Ben asgari ücret ile çalışıyorum, eşim benden biraz daha fazla ücret alıyor. Eşim gıda sektöründe çalıştığı için onlar bu süreçte olumsuz yönde etkilenmediler. Ama eşim üzerinden de şöyle bir durumu anlatmak istiyorum. hafHa sonları sokağa çıkma yasağı olduğu için çalışmamış oldular ama hafta içleri gece 23.00'e, 24.00'e kadar çalıştırdılar. Ayrıca yıllık izinlerini iptal ettiler ve tüm bunları da hafta sonları çalışmamalarını gerekçe göstererek yaptılar. Gecenin bir yarısına kadar çalışmalarına rağmen mesai ücreti dahi vermediler. Haftalık 1 günlük izinleri oluyordu. Onu da iptal ettiler, zaten sokağa çıkma yasağında çalışılmıyor diyerek. Ama o sokağa çıkma yasaklarının acısını öyle bir çıkartıyorlar ki, inanın o iki günde de kesinlikle dinlenemiyorlar. Onların kazançları katlandı ama bizlerin hem maddi hem manevi hiçbir kazancımız olmadı. Hem çalışma şartlarımızdan kaynaklı hem her gün yapılan zamlardan kaynaklı biz de çok ciddi geçim sıkıntısı yaşıyoruz.
Eskiden duyuyorduk ama inanmıyorduk. Şimdi bizzat tanıdıklarımız ya da kendimiz çok zor durumlarla karşı karşıya kalıyoruz. Mesela eşi kuaför olan bir arkadaşım, bu süreçte çok zor bir durum yaşadı. Kuaförler kapanınca ve kızı da işten atılınca gerçekten ceplerindeki 10 TL ile bir anda ortada kaldılar. En sonunda da kredi çekmek zorunda kaldılar. Artık gerçekten hiç kimse geçinemiyor ya da geçinebiliyoruz diyen bile aslında insani bir şekilde yaşayamıyor.
-Son olarak gazetemiz aracılığı ile söylemek istediğiniz bir şey var mı?

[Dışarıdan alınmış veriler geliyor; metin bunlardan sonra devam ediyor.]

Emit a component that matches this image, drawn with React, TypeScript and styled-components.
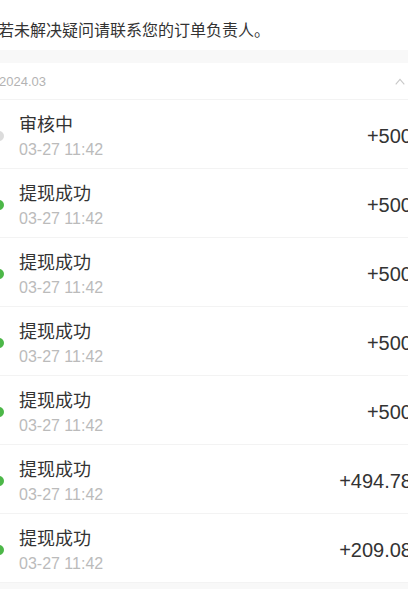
import styled, { createGlobalStyle } from 'styled-components'

const GlobalStyle = createGlobalStyle`
    html, body {
        margin: 0;
        padding: 0;
        background: #f8f8f8;
        overflow: hidden;
    }

    body {
        font-family: 'Liberation Sans', 'Noto Sans CJK SC', sans-serif;
        -webkit-font-smoothing: antialiased;
    }
`

const Page = styled.div`
    width: 408px;
    height: 589px;
    overflow: hidden;
`

// the list is a little wider than the screen, the edges get cut off
const Content = styled.div`
    width: 448px;
    margin-left: -20px;
`

const Notice = styled.div`
    background: #fff;
    padding: 11px 0 0 18px;
    height: 39px;
    line-height: 40px;
    font-size: 16px;
    color: #333;
`

const Spacer = styled.div`
    height: 13px;
    background: #f8f8f8;
`

const MonthHeader = styled.div`
    display: flex;
    align-items: center;
    justify-content: space-between;
    height: 36px;
    padding: 0 23px 0 19px;
    background: #fff;
    border-bottom: 1px solid #f3f3f3;
    font-size: 13px;
    color: #b3b3b3;
`

const Row = styled.div`
    display: flex;
    align-items: center;
    height: 64px;
    padding: 4px 16px 0 13.5px;
    background: #fff;
    border-bottom: 1px solid #f3f3f3;
`

const Dot = styled.span<{ $done: boolean }>`
    flex: none;
    width: 10px;
    height: 10px;
    border-radius: 50%;
    margin-right: 15.5px;
    background: ${(p) => (p.$done ? '#4cb748' : '#dcdcdc')};
`

const Info = styled.div`
    flex: 1;
    align-self: stretch;
    display: flex;
    flex-direction: column;
    padding-top: 9px;
`

const Title = styled.div`
    font-size: 18px;
    line-height: 24px;
    color: #333;
`

const Time = styled.div`
    font-size: 16px;
    line-height: 26px;
    color: #bbb;
`

const Amount = styled.div`
    font-size: 20px;
    color: #333;
    white-space: nowrap;
`

const records = [
    { title: '审核中', done: false, amount: '+500' },
    { title: '提现成功', done: true, amount: '+500' },
    { title: '提现成功', done: true, amount: '+500' },
    { title: '提现成功', done: true, amount: '+500' },
    { title: '提现成功', done: true, amount: '+500' },
    { title: '提现成功', done: true, amount: '+494.78' },
    { title: '提现成功', done: true, amount: '+209.08' },
]

function Chevron() {
    return (
        <svg width='10' height='7' viewBox='0 0 10 7' fill='none'>
            <path
                d='M0.7 6.3 L5 1.4 L9.3 6.3'
                stroke='#c8c8c8'
                strokeWidth='1.1'
            />
        </svg>
    )
}

export default function App() {
    return (
        <Page>
            <GlobalStyle />
            <Content>
                <Notice>若未解决疑问请联系您的订单负责人。</Notice>
                <Spacer />
                <MonthHeader>
                    <span>2024.03</span>
                    <Chevron />
                </MonthHeader>
                {records.map((r, i) => (
                    <Row key={i}>
                        <Dot $done={r.done} />
                        <Info>
                            <Title>{r.title}</Title>
                            <Time>03-27 11:42</Time>
                        </Info>
                        <Amount>{r.amount}</Amount>
                    </Row>
                ))}
            </Content>
        </Page>
    )
}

10 senedir özel hastanelerde çalışan ve insanlık dışı şeyler görmüş biri olarak söyleyebilirim ki bu virüs, bize sağlık sisteminin ne kadar önemli olduğunu gösterdi. Sağlık en temel insani bir ihtiyaç, fakat bu sanki lüks tüketimmiş gibi para ile satılıyor. Sağlık özelleştirilmemelidir, kamulaştırılmalıdır. İnsanı müşteri gibi gören anlayışa karşı hep birlikte bir şeyler yapmalıyız diye düşünüyorum, sesimizi duyurduğunuz için teşekkür ederiz.